Collabo Powers Activate!: Part of the book’s early success is mirroring the dynamic of Elakshi and Adam within the actual creative teams. Visaggio and Little Badger have done a tremendous job of creating a shared, near singular writing presence, a seamless configuration of their separate voices that’s both funny and charming without foregoing the depth and snark that comes with this specific premise. That presence is especially apparent in the conversations between the two heroes, their dialogue finding a perfect balance between pushing forth the narrative, fostering intrigue or tension, and achieving the tone and cadence of an actual couple fighting to truly align. The cohesion between Visaggio and Little Badger feels more fluid than Mark Waid and Kwanza Osajyefo over in Ignited, achieving a commonality and alignment that’s going to further streamline a book that needs to move as nimbly as Adam chasing a train.
That sense of collaboration continues with the artistic work of Sanna and Valenza. The former’s art feels as efficient as the book’s script, a minimalist style that emphasize certain details to draw the reader’s eye while creating a sense of pure momentum.

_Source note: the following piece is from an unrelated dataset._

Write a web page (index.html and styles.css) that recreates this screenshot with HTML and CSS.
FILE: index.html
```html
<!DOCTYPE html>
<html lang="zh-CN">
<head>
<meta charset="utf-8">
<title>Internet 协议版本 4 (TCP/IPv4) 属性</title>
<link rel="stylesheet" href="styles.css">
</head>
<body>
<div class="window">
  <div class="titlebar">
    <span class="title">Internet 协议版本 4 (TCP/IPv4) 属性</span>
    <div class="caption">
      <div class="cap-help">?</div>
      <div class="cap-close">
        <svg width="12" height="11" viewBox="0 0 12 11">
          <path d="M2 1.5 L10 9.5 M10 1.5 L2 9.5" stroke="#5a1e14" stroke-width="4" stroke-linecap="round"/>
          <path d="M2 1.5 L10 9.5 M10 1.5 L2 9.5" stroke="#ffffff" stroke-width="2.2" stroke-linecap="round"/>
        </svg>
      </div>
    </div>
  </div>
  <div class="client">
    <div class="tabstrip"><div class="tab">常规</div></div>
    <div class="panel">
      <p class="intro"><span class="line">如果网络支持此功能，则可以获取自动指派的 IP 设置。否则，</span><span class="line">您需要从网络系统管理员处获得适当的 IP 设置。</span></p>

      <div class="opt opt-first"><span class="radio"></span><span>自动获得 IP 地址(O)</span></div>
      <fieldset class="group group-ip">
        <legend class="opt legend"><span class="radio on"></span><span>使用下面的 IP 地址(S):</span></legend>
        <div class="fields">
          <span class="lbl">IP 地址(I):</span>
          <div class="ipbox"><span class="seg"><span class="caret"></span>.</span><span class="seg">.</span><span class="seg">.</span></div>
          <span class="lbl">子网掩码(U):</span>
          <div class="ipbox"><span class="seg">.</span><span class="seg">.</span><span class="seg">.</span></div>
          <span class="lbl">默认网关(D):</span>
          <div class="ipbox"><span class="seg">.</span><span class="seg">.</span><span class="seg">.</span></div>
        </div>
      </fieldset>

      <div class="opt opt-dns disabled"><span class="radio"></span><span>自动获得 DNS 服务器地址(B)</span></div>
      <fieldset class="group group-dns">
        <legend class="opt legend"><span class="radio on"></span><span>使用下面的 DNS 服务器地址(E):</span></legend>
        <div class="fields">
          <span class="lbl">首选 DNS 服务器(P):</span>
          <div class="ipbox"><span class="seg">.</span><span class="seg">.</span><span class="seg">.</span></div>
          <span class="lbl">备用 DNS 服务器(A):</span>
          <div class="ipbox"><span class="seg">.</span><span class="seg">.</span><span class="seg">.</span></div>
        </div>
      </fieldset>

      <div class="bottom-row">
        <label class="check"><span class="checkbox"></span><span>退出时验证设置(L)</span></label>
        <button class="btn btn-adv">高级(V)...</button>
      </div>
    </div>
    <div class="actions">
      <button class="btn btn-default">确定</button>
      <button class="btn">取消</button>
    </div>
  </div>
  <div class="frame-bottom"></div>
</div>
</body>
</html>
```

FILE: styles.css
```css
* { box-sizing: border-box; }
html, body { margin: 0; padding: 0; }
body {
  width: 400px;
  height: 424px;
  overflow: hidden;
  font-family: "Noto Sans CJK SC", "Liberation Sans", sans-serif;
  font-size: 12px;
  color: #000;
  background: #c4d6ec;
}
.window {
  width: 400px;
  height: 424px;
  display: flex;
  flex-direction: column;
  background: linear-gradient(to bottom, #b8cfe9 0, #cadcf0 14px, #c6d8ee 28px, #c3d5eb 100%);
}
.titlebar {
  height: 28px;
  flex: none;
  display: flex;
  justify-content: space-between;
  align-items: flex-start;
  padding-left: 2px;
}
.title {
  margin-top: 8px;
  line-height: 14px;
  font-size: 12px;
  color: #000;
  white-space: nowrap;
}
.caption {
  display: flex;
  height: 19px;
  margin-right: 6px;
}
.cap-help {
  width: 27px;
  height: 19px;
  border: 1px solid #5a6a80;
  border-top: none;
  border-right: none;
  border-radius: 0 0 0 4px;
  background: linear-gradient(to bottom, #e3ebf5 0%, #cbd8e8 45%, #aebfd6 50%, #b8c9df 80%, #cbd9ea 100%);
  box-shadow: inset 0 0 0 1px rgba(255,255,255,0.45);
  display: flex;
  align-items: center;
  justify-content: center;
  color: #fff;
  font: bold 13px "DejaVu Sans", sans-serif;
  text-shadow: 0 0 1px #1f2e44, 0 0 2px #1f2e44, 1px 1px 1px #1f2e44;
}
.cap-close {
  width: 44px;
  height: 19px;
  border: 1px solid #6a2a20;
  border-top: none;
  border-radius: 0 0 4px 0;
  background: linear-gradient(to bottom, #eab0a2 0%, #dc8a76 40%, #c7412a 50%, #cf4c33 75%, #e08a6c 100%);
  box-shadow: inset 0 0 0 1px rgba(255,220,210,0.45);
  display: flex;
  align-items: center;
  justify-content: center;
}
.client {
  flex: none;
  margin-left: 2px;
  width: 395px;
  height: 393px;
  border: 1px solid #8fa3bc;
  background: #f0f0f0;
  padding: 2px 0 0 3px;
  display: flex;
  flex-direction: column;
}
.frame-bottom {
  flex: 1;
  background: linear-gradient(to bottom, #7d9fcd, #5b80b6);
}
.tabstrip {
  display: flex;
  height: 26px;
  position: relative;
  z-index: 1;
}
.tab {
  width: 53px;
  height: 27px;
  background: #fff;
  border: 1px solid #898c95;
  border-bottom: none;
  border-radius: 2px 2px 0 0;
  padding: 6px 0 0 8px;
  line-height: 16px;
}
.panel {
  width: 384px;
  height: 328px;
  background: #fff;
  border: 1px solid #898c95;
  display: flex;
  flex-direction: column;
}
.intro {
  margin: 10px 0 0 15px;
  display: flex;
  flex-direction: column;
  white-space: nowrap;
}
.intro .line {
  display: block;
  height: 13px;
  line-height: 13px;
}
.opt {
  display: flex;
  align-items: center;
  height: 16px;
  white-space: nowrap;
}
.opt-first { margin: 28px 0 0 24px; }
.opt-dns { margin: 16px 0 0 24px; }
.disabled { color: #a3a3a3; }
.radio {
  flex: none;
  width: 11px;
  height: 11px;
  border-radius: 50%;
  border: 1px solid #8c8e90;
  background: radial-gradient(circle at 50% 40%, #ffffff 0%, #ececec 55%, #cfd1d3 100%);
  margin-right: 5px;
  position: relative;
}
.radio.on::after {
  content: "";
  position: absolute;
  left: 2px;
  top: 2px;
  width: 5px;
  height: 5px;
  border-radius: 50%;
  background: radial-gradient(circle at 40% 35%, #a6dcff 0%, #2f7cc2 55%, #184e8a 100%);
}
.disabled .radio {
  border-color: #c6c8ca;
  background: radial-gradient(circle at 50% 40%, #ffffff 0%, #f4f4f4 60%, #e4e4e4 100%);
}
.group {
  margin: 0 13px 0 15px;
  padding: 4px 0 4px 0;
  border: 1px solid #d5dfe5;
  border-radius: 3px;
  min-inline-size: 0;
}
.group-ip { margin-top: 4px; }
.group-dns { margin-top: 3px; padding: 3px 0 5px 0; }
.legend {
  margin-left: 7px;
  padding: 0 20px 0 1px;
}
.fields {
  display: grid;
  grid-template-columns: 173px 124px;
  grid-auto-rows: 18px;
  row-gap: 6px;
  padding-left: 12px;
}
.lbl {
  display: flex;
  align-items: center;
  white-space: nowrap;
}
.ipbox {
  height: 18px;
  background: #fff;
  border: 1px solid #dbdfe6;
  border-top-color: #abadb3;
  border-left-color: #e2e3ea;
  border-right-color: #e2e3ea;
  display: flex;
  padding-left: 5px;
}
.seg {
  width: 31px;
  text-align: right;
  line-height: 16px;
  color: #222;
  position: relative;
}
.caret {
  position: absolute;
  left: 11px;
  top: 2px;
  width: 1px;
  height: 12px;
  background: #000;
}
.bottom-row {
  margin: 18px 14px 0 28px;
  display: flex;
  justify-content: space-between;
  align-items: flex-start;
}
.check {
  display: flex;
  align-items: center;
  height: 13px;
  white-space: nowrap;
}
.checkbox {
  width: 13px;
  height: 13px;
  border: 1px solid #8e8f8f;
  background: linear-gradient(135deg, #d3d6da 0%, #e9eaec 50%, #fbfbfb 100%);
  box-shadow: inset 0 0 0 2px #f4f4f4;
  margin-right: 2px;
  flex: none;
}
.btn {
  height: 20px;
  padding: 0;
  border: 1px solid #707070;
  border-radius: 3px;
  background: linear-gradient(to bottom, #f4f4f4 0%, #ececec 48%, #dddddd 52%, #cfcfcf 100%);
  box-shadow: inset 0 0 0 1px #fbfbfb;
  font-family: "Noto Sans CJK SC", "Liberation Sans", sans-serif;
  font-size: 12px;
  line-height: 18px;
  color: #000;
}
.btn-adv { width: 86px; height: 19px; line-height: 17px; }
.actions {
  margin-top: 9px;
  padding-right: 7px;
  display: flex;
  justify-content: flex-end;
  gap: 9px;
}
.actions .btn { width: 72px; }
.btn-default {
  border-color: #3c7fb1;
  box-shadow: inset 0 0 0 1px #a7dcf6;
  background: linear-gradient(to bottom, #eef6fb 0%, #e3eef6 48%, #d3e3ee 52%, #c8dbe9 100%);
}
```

Valenza’s colors, meanwhile, mirror and then enhance that same vibe, furthering a world that feels like it’s practically pulsing with life. Movement and chaos and energy aren’t just appealing, but they’re perfectly in line with a lot of the book’s pacing and structure, narrative themes, and larger creative goals. Teamwork does, in fact, make the dream work.
Odds and Ends: There’s a lot of little other, more random elements that are interesting within this first issue. Part of their excellent back-and-forth is that Adam and Elakshi come from different worlds (the former’s Apache, the latter’s likely Hindi). More than providing an essential commentary about love and acceptance, it’ll be interesting to see two people forced to suss out some common ground within this otherworldly situation. The pair may have some respect and concern for one another, but it’s clear they’ve got work to do, and their cultural differences will be a great mechanism to figure it all out.
Similarly, the pair’s unique powers will also be a powerful device throughout the series. What does repulsion and attraction mean for them individually, and what sorts of themes or stories can be furthered with those abilities? The H1 team made a big deal regarding the “realism” of the powers, and so far, these feel like the most simplistic and interesting abilities presented. Something about shared abilities also provides ample material to play with, and it’s clear the creative team want to do just that. Plus, I can’t wait to see stuff go all “kablooey.”
In this first issue, the duo travel to Colorado to meet Dr. Win, who may or may not be a quack who believes meditation and other transcendental malarkey can “cure” people of powers. There’s clearly something sinister at play here — Win’s treatment actually involves jellyfish and possible Ignited powers — and that thread feels intriguing to the larger story. Because there needs to be opportunities for Elakshi and Adam to face trials deeper than some assassin with a gun, to delve into their powers, the world surrounding them, and how far they’re willing to go to be cured — and if they should even bother at all.
Only Just Begun: There’s plenty to like in issue #1. More than being well written and setting the proper pacing, it’s something entirely new after Ignited. Strangelands opens up the universe in fresh ways, showing more nuance and complexity in the whole “the world’s citizens suddenly evolved powers in the face of a possible mass extinction” story that H1’s centered around. It’s not that one story is necessarily better than the other, although Strangelands may be more direct in its scope and demands of its readers. Instead, more clues into this universe will demonstrate its direction, end goals, and larger value. In the case of this second series, there’s far more things attractive than repulsive.